▸ Direction
Which lines in the records below contain the word "React"? Copy each one out.

========

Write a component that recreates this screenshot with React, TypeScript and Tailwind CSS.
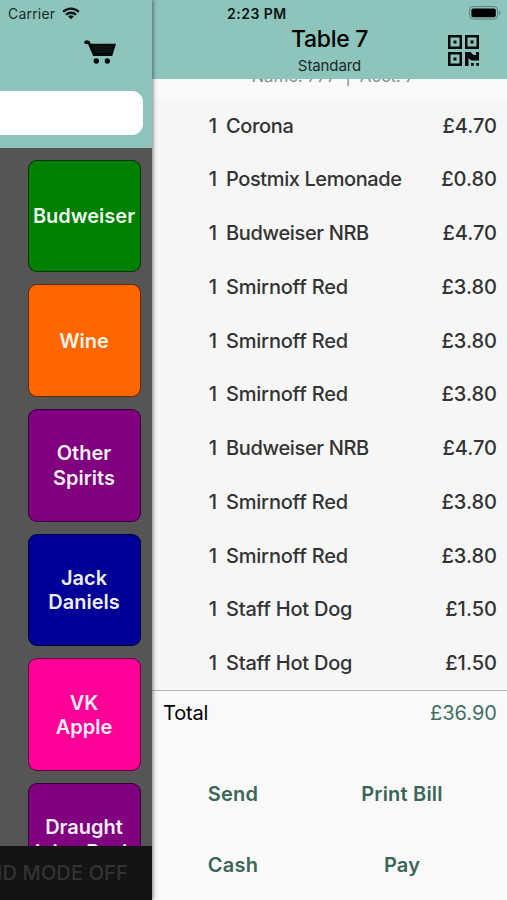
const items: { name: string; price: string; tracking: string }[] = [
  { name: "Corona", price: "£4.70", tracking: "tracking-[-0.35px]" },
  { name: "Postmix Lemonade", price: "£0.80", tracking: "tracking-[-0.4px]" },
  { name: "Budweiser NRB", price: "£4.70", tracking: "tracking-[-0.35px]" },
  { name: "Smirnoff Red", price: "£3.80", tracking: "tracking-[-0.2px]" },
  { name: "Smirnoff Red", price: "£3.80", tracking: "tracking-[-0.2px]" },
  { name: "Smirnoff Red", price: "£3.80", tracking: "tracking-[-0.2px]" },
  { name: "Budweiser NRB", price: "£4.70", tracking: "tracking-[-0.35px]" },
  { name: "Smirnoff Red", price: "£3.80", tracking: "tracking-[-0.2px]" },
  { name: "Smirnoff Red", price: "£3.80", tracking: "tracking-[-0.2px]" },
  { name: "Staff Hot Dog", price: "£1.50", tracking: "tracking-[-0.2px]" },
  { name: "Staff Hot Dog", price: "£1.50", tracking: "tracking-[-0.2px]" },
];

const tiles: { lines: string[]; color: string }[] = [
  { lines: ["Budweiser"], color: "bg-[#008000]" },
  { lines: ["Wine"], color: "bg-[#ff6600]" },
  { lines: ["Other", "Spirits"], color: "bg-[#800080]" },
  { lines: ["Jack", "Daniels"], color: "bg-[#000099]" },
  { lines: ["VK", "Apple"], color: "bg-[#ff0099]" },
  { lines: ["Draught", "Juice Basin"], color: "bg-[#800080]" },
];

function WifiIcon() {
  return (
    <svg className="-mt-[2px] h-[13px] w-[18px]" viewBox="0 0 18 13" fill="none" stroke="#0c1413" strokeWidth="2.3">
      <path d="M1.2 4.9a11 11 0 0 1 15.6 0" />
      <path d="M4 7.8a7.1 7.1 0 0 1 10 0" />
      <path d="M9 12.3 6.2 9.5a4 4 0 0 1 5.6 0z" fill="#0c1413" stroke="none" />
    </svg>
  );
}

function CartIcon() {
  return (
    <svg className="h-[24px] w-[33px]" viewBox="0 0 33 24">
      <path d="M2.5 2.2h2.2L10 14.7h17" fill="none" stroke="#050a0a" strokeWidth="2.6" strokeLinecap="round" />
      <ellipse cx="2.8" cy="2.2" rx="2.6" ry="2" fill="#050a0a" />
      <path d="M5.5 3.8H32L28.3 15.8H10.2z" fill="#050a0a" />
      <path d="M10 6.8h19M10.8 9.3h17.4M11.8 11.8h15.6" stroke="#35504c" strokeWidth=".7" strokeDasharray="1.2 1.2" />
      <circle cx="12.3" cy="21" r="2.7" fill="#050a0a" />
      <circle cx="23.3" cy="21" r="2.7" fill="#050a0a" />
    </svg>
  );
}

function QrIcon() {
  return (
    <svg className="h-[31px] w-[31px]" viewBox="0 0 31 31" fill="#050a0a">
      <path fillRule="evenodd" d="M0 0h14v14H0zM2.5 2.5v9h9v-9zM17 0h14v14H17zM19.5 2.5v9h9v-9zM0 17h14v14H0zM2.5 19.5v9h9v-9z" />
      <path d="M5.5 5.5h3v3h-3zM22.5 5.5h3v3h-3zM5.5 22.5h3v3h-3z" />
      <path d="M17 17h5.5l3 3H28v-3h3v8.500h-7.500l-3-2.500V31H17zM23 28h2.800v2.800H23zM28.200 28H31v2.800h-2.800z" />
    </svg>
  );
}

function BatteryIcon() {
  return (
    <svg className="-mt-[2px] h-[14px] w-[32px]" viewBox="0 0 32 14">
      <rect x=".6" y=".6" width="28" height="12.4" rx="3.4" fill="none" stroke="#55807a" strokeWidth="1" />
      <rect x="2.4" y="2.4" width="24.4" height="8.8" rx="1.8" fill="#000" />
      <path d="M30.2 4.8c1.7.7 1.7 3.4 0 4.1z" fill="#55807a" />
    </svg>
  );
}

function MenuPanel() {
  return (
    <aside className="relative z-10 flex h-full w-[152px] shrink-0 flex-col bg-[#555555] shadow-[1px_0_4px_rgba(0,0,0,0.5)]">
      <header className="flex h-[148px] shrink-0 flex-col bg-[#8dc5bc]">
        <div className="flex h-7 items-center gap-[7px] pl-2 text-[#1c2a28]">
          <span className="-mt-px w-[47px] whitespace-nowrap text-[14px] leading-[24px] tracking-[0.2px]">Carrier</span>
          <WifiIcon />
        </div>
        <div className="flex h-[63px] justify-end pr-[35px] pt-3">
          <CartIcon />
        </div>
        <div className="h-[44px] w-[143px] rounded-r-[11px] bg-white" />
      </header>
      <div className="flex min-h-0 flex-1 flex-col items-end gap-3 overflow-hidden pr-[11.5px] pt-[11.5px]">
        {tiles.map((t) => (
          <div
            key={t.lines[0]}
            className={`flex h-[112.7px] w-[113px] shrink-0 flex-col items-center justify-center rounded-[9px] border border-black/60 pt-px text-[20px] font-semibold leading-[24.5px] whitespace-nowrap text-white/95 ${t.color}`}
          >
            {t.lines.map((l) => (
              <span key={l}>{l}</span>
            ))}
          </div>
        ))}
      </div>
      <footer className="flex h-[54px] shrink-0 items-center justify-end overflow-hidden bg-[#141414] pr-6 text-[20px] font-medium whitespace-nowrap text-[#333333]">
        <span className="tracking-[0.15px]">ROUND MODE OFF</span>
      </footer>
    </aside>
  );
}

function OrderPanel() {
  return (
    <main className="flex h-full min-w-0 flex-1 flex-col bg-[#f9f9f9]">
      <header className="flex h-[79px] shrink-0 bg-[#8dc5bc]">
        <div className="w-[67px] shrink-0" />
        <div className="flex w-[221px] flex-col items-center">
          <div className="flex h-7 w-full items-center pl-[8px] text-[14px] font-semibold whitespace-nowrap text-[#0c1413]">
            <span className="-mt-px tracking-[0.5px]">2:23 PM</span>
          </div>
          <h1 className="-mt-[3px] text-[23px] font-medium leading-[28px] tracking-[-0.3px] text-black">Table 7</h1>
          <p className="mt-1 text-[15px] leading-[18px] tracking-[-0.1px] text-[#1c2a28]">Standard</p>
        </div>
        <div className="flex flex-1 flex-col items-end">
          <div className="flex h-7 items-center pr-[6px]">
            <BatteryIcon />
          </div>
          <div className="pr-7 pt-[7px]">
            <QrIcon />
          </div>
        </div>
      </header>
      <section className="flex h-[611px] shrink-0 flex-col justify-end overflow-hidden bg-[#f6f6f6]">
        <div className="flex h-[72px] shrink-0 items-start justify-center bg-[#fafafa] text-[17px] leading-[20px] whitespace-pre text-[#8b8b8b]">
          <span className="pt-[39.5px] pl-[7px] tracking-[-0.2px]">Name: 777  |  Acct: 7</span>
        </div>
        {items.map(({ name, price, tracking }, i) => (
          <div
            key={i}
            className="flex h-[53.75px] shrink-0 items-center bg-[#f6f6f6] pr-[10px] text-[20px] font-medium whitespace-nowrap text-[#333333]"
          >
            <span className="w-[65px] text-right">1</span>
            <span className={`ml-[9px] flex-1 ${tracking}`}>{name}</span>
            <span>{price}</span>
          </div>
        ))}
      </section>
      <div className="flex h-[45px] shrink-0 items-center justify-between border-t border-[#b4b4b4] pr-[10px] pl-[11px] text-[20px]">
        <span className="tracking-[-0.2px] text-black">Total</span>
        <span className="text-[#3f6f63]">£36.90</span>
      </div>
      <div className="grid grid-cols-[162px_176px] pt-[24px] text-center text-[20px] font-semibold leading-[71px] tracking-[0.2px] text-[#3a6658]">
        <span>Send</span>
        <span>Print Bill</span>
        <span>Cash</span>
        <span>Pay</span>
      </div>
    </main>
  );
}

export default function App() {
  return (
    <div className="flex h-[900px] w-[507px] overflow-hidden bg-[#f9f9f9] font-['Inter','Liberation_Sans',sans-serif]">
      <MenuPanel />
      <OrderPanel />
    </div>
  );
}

========

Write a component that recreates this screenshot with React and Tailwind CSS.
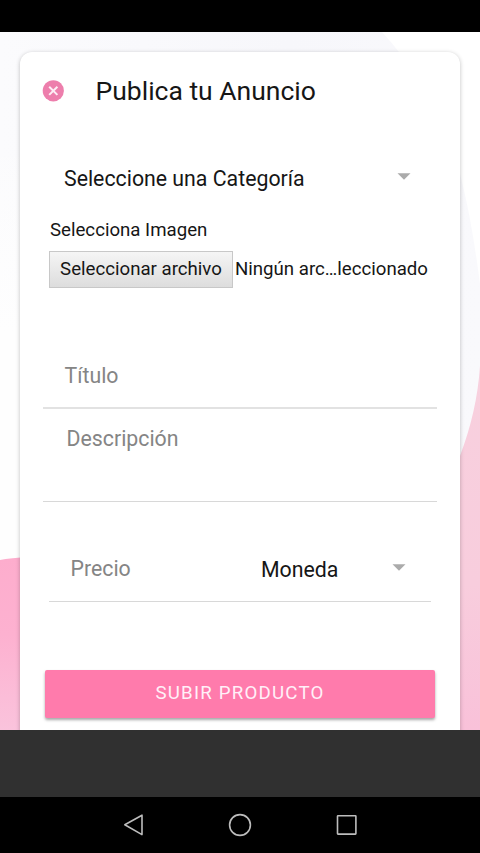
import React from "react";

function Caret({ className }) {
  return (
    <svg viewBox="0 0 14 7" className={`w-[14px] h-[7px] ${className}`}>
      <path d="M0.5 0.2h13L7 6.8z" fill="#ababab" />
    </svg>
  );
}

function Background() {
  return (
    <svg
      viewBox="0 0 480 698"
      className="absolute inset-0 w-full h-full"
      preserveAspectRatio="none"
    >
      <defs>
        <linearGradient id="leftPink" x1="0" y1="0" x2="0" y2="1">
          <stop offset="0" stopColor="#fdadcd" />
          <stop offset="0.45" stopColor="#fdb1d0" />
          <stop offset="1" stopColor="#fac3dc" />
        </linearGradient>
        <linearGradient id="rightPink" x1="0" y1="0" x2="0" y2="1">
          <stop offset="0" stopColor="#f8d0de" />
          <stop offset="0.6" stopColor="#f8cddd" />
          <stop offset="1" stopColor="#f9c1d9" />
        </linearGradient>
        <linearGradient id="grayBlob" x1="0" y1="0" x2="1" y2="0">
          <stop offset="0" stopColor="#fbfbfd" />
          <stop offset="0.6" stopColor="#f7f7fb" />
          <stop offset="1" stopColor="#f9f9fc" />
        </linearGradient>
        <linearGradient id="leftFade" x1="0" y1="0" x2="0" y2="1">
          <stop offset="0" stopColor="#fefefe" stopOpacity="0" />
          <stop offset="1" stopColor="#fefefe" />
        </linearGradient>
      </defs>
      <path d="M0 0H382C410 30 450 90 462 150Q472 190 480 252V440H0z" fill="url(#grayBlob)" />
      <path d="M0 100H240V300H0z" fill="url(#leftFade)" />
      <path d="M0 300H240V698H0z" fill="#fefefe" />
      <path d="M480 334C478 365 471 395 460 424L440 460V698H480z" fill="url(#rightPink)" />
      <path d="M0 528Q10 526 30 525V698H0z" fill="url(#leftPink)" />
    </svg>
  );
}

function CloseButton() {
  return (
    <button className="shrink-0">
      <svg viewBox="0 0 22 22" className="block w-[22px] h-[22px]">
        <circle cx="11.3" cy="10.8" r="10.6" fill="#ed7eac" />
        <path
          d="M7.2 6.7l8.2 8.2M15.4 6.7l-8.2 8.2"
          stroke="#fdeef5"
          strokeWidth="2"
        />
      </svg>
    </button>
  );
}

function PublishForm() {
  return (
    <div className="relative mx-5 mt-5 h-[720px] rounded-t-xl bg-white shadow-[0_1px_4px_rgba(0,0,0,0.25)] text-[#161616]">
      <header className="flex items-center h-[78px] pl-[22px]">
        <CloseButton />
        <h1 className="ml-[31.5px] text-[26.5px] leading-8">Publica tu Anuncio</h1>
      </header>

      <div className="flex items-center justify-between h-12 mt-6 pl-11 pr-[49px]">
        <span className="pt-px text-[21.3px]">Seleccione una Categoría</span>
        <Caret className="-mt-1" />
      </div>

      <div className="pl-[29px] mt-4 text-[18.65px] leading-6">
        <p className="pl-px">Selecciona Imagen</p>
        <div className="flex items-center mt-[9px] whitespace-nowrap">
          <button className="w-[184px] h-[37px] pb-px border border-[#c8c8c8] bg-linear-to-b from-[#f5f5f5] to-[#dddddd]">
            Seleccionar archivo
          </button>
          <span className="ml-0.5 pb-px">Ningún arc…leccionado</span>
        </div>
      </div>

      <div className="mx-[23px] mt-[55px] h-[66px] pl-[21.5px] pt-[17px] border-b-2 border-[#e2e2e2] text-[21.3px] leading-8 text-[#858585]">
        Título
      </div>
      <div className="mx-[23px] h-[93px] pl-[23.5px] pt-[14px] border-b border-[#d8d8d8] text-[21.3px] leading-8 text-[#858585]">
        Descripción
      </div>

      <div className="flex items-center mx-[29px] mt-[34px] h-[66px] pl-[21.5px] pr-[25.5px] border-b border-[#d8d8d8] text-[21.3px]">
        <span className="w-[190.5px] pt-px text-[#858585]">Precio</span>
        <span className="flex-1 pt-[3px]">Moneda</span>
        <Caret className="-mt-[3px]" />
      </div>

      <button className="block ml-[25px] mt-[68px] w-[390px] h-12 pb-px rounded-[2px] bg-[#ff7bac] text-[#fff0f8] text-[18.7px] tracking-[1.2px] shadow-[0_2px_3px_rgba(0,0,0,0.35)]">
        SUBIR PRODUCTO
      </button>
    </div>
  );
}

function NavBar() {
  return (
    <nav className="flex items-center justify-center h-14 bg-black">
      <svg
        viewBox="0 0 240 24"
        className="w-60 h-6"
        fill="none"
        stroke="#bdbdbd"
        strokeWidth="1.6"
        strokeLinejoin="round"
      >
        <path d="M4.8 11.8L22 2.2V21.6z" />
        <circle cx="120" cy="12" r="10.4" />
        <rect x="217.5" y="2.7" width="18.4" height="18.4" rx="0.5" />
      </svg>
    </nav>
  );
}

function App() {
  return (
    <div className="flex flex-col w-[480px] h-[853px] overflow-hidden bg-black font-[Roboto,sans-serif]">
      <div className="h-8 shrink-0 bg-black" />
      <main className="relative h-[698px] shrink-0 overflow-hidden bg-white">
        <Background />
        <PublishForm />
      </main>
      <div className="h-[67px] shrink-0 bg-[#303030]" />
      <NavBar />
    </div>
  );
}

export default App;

========

▸ Response for this exercise
Write a component that recreates this screenshot with React, TypeScript and Tailwind CSS.
Write a component that recreates this screenshot with React and Tailwind CSS.
import React from "react";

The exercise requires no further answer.